Two days later, I went out going out on good Friday to buy my fiancé and Easter egg, I begged my mum to take me into boots to ask for advice, they told me to straight to the walk in emergency clinic round the corner and I did. I told him I didn't want to be a nuisance over Easter, or to call an ambulance but I was worried it was going that way and I didn't think I could wait And for the *FIRST* time in my life someone actually listened to me about me breathing, he asked family history, listened to my chest. Hea asked my mum if I wheezes or had problems as a kid but didn't know enough about our family dynamic when our dad was around all that time ago I showed him the audios and he laughed about how terrible the wheeze was and I did the right thing in recording it to finally stand up for my self. He immediately gave me a ventolin pump, mask and spacer (the pharmacy didn't have the mask, but I'm coping fine without) and said I would need to go back to the doctors for a steroidal pump and I should definitely have the spirometry.
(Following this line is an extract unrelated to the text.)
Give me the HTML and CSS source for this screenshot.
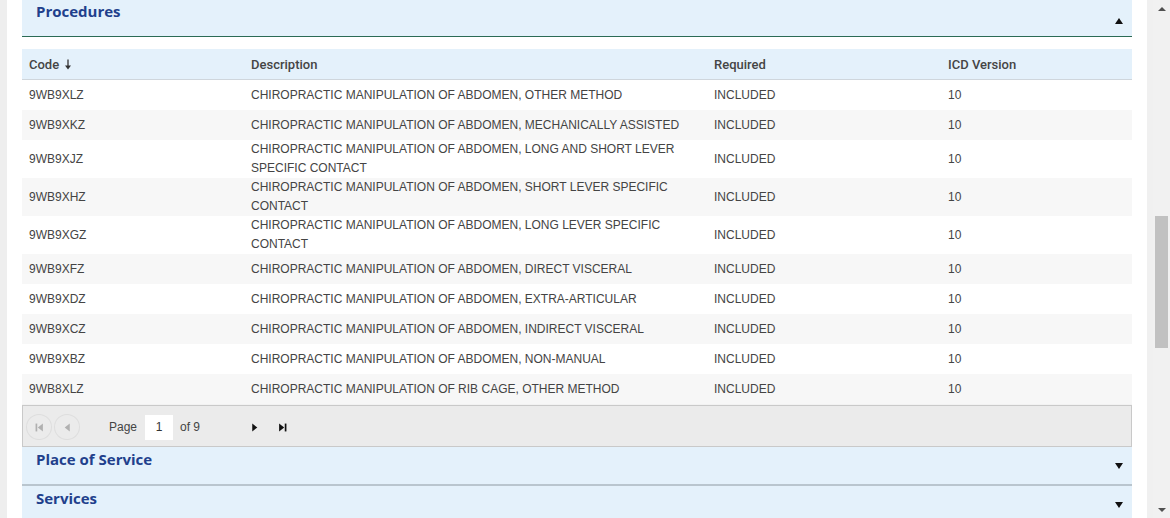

The relief came from the ventolin, euphoric, like my body was crying for it (or for the air it enabled me to breathe) again and again and each day I needed it less until only when specific things set my breathing off. But when they did I was reduced to happy tears in relief that it just went away, it was immense relief. I literally want to find that doctor out and write to him, thanking him for doing what feels like saving my life, after as little as one day, and ever day since for more than a week. I literally am so immensely grateful.
Literally after that first 4-5 days of taking the ventolin, it's settling down, I've been better than I can remember and I feel like I can do and be more. I'm relieved and grateful beyond belief. I am worried I'm taking too much though and I have a lot of questions about it. The doctor said 1-2 puffs normally, but to take 6-8 during an attack before I'd need to call and ambulance.
On each day I've been logging what I've used and if I've known, what caused it, I'm actually going to get a diary to keep logging this, but yes, I am concerned about how much I needed if though its dramatically decreased overall (6, 8, 4, 3, 4, 4, 0, 0, 0, 0, 3).
I'm learning a lot, quickly but it's still all daunting. I've seen other people in asthma attacks, it looks the exact same, and I'm now disappointed I've been putting up with this for so, so long, but I've also made great progress.
All this said I'm now at a point where I'm really scared about the spirometry this Thursday, firstly not knowing what will happen much (though I did watch a video) though mostly not showing anything and going back to square one. I don't want to fix the results, nor do I know if that's possible, but I'm terrified I'll be kind of ok when I go in and it won't show up like my shy wheezing that no one ever believed I had. Or being told I have a good lung capacity, so I'm fine, just because I'm ok that day. Or being silenced. My other sibling was given a peak flow meter to record her breathing of a longer period of time and I believe at least I could show the huge variation in my experiences and give a more valid picture, but I'm also terrified that no one will believe anything I have to say, but I also would like the spirometry to validate everything too. I'm just so scared of them taking this inhaler or saying it doesn't work when it does, it's saving my life. But overall I'm relieved I'm being tested finally. I'm just anxious about I guess.
But yes, there's my terribly long introduction (and I still cut a hell of a lot out!) but hi, and thank you so much for reading and making it all the way down!